Logs, boulders, gravel and other materials are being strategically placed downstream from the Pelton-Round Butte dam complex, the latest effort by Portland General Electric to restore salmon and trout habitats on the Deschutes River that have been altered by dams.
The 131-year old public utility is placing 1,500 tons of river rock at two locations in the Lower Deschutes this week. About 30 boulders and 30 logs are being lowered by a helicopter. Also being dropped are six rootwads — root systems of upended trees that are useful in protecting streambanks from erosion.
Salmon and steelhead populations were cut off along the Upper Deschutes River, above the hydroelectric dam project, when it was constructed in the 1950s and 1960s. This project is in the Lower Deschutes below the dams, where fish populations have fared better.
“A lot of people are talking about the reintroduction effort above the dam, which is separate from the status of fish populations below the dam,” said Jason Seals, assistant district fish biologist for the mid-Columbia fish district.
“The highest density of fall chinook spawning in the entire Lower Deschutes can be found below the dam, so it’s a critical area for spawning. I am sure that those fish will be there and use those areas,” Seals said.
The project is part of a six-year effort to locate and enhance key places where fish are likely to spawn, said Rebekah Burchell, senior biologist for the Pelton-Round Butte dam complex.
“The project objectives are to enhance populations of fall chinook, summer steelhead and redband trout spawning areas and rearing habitats,” Burchell said.
Steelhead trout and other fish use boulders, fallen logs and vegetation for protection in rivers.
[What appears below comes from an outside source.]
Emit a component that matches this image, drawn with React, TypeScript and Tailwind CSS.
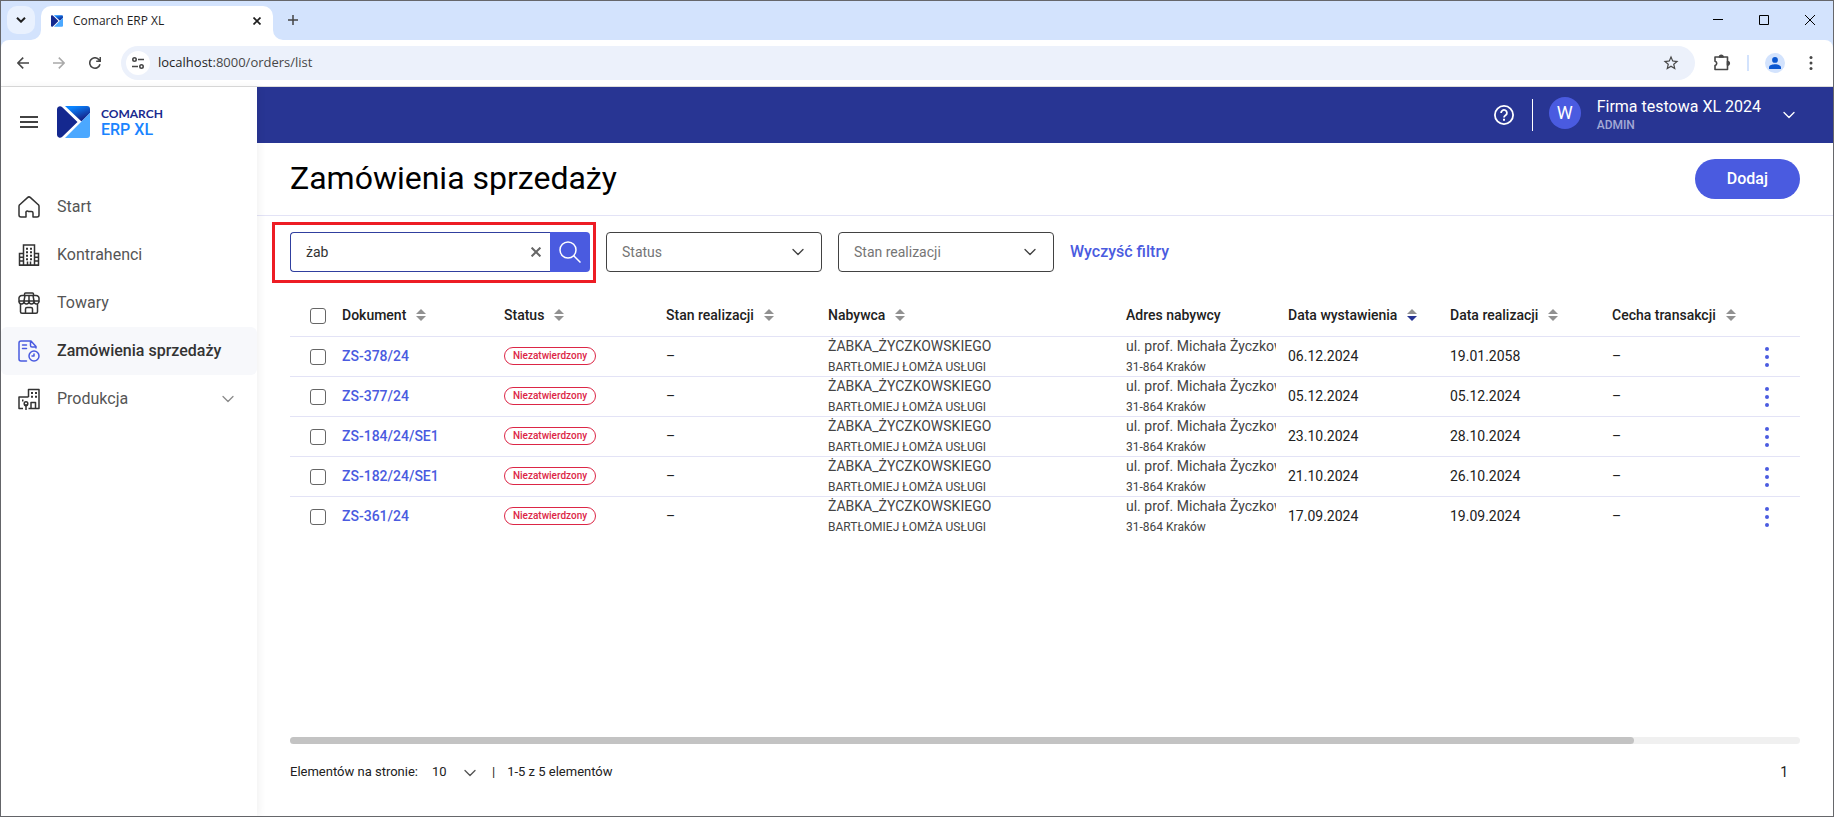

During spawning, these fish lay their eggs on the gravel bottom of the river. Females scoop out a hole called a redd and lay their eggs inside, after which the male trout will fertilize the eggs — the eggs are then covered with gravel until they hatch.
“The Deschutes is known as a world-class location for redband trout fishing,” said Steve Corson, spokesman for Portland General Electric, which co-manages the project with the Confederated Tribes of Warm Springs.
“We’re augmenting natural islands in the lower Deschutes River that will provide improved shelter and spawning habitat for salmon and steelhead in the river.”
The population of fall chinook in the Deschutes was at record levels three to four years ago, Seals said. The number of returning fish has been lower during the last two years due to ocean conditions but have been generally robust during the past decade.
Conditions in the river have been better for fish over the past decade thanks to the installation of a so-called selective water withdrawal tower just above Round Butte Dam, in Lake Billy Chinook. The 273-foot-high tower helps to stabilize water temperatures in the river.
Fish will also benefit by this week’s deposit of gravel, as the natural flow of gravel downriver has been stopped by the upstream dams.
“The dam has been in place for 50 to 60 years, and there have been no gravel recruitment through the dam. Without the dams, you’d get sediment transport, but with the dam, that has not happened,” said Seals.
Spawning gravel is being laid at the upper of the two sites, about a quarter mile from the Reregulating Dam, the lowest of the three dams in the complex. This portion of the river is controlled by the Confederated Tribes of Warm Springs, which offered consent for the project.
At the second augmentation site, about a mile downstream, workers are placing gravel, wood and boulders around an island, trying to protect it from further decay. That site is held by a private landowner.
Augmentation of the spawning sites is needed in this area because there are no other inputs.
Further downstream, the Shitike Creek flows into the Deschutes bringing with it gravel and wood.
“Conditions for fish in this portion of the river are good with lots of spawning activity already. We are enhancing it because our license requires us to conduct gravel augmentation studies and remediation efforts due to the lack of natural flow of gravel and wood between the dams and Shitike Creek,” Burchell said.